• cloud-resolving simulations;
  • impact of imposed drying;
  • tropical deep convection;
  • weak temperature gradient

[1] This study uses a cloud-resolving model under the weak temperature gradient (WTG) approximation to explore the response of deep convection to imposed drying. The drying, intended to mimic horizontal advection of dry air, is imposed as a linear relaxation of the humidity field toward zero within a specified layer. Radiative cooling and sea surface temperature are held constant and there is no mean vertical shear in the integrations. The statistically steady responses to drying in the lower, middle, and upper free troposphere are compared. The rain rate decreases with drying when that drying is imposed in the lower or middle free troposphere, more strongly so for lower tropospheric drying. The decrease in rainfall is linearly proportional to the drying to a good approximation. Upper-tropospheric drying has almost no impact on the rain rate. For lower-tropospheric drying, the decrease in rain rate with drying can be well explained by assuming that both an appropriately defined normalized gross moist stability and surface turbulent fluxes remain constant as drying varies. For middle- and upper-tropospheric drying, the normalized gross moist stability decreases with drying, allowing the precipitation to decrease less rapidly or not at all. The variations in normalized gross moist stability in turn result from changes in the large-scale vertical motion profiles.
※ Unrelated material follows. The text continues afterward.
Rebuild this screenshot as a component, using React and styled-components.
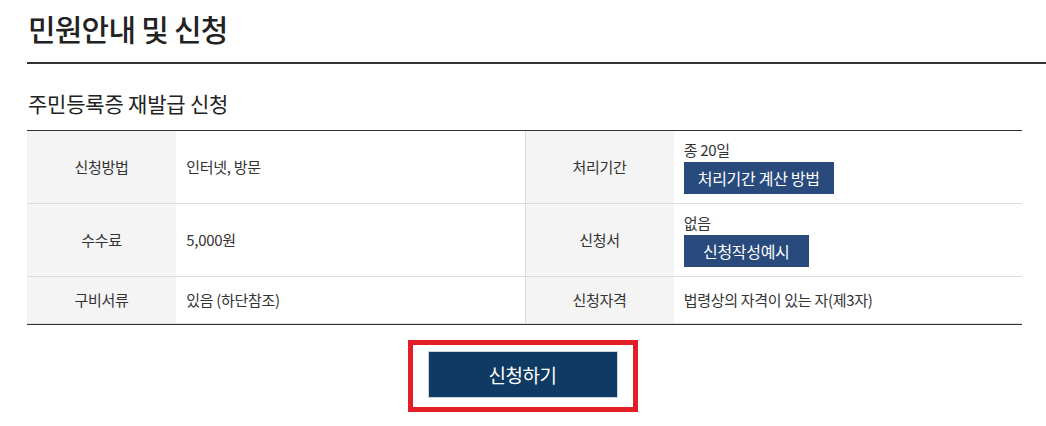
import React from 'react';
import styled, { createGlobalStyle } from 'styled-components';

const GlobalStyle = createGlobalStyle`
  body {
    margin: 0;
    background: #fff;
    font-family: "Noto Sans CJK KR", "Noto Sans", sans-serif;
    color: #333;
  }
`;

const rows = [
  [
    { label: '신청방법', value: '인터넷, 방문' },
    { label: '처리기간', value: '종 20일', button: '처리기간 계산 방법' },
  ],
  [
    { label: '수수료', value: '5,000원' },
    { label: '신청서', value: '없음', button: '신청작성예시' },
  ],
  [
    { label: '구비서류', value: '있음 (하단참조)' },
    { label: '신청자격', value: '법령상의 자격이 있는 자(제3자)' },
  ],
];

export default function App() {
  return (
    <Page>
      <GlobalStyle />
      <PageTitle>민원안내 및 신청</PageTitle>
      <Content>
        <SubTitle>주민등록증 재발급 신청</SubTitle>
        <InfoTable>
          <colgroup>
            <col style={{ width: '15%' }} />
            <col style={{ width: '35%' }} />
            <col style={{ width: '15%' }} />
            <col style={{ width: '35%' }} />
          </colgroup>
          <tbody>
            {rows.map((row, i) => (
              <tr key={i}>
                {row.map((cell, j) => (
                  <React.Fragment key={cell.label}>
                    <Th $divider={j > 0}>{cell.label}</Th>
                    <Td $compact={!!cell.button}>
                      {cell.value}
                      {cell.button && <SmallButton type="button">{cell.button}</SmallButton>}
                    </Td>
                  </React.Fragment>
                ))}
              </tr>
            ))}
          </tbody>
        </InfoTable>
        <Actions>
          <Highlight>
            <ApplyButton type="button">신청하기</ApplyButton>
          </Highlight>
        </Actions>
      </Content>
    </Page>
  );
}

const Page = styled.div`
  padding-left: 27px;
`;

const PageTitle = styled.h2`
  margin: 0;
  padding: 8px 0 14px 1px;
  font-size: 30px;
  line-height: 40px;
  font-weight: 500;
  letter-spacing: -0.8px;
  color: #222;
  border-bottom: 2px solid #333;
`;

const Content = styled.div`
  margin-right: 24px;
`;

const SubTitle = styled.h3`
  margin: 24px 0 12px;
  padding-left: 1px;
  font-size: 21px;
  line-height: 30px;
  font-weight: 400;
  letter-spacing: -0.2px;
  color: #222;
`;

const InfoTable = styled.table`
  width: 100%;
  table-layout: fixed;
  border-collapse: separate;
  border-spacing: 0;
  border-top: 1px solid #333;
  border-bottom: 1px solid #333;
  font-size: 15px;
  line-height: 20px;
  letter-spacing: -0.3px;
`;

const Th = styled.th`
  padding: 13px 10px;
  background: #f4f4f4;
  font-weight: 400;
  color: #333;
  text-align: center;
  vertical-align: middle;
  border-bottom: 1px solid #ddd;
  border-left: ${(p) => (p.$divider ? '1px solid #ddd' : '0')};
`;

const Td = styled.td`
  padding: ${(p) => (p.$compact ? '9px 10px' : '13px 10px')};
  color: #333;
  text-align: left;
  vertical-align: middle;
  border-bottom: 1px solid #ddd;
`;

const SmallButton = styled.button`
  display: block;
  min-width: 125px;
  height: 32px;
  margin-top: 2px;
  padding: 0 14px;
  border: 0;
  background: #284a7d;
  color: #fff;
  font-family: inherit;
  font-size: 16px;
  letter-spacing: -0.3px;
  cursor: pointer;
`;

const Actions = styled.div`
  display: flex;
  justify-content: center;
  padding: 15px 4px 0 0;
`;

const Highlight = styled.div`
  padding: 6px 15px 9px;
  border: 5px solid #e41e26;
`;

const ApplyButton = styled.button`
  display: block;
  width: 190px;
  height: 47px;
  border: 1px solid #cfd4da;
  background: #0f3a63;
  color: #fff;
  font-family: inherit;
  font-size: 19px;
  letter-spacing: -0.5px;
  cursor: pointer;
`;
These are top-heavy for weak or no drying, becoming somewhat less so as the strength of the drying increases. Over most of the range of drying strengths, the changes to the shape of the vertical motion profile are greatest for upper tropospheric drying and smallest for lower tropospheric drying. For very strong lower tropospheric drying, however, the vertical motion profile becomes bottom-heavy and the normalized gross moist stability becomes negative.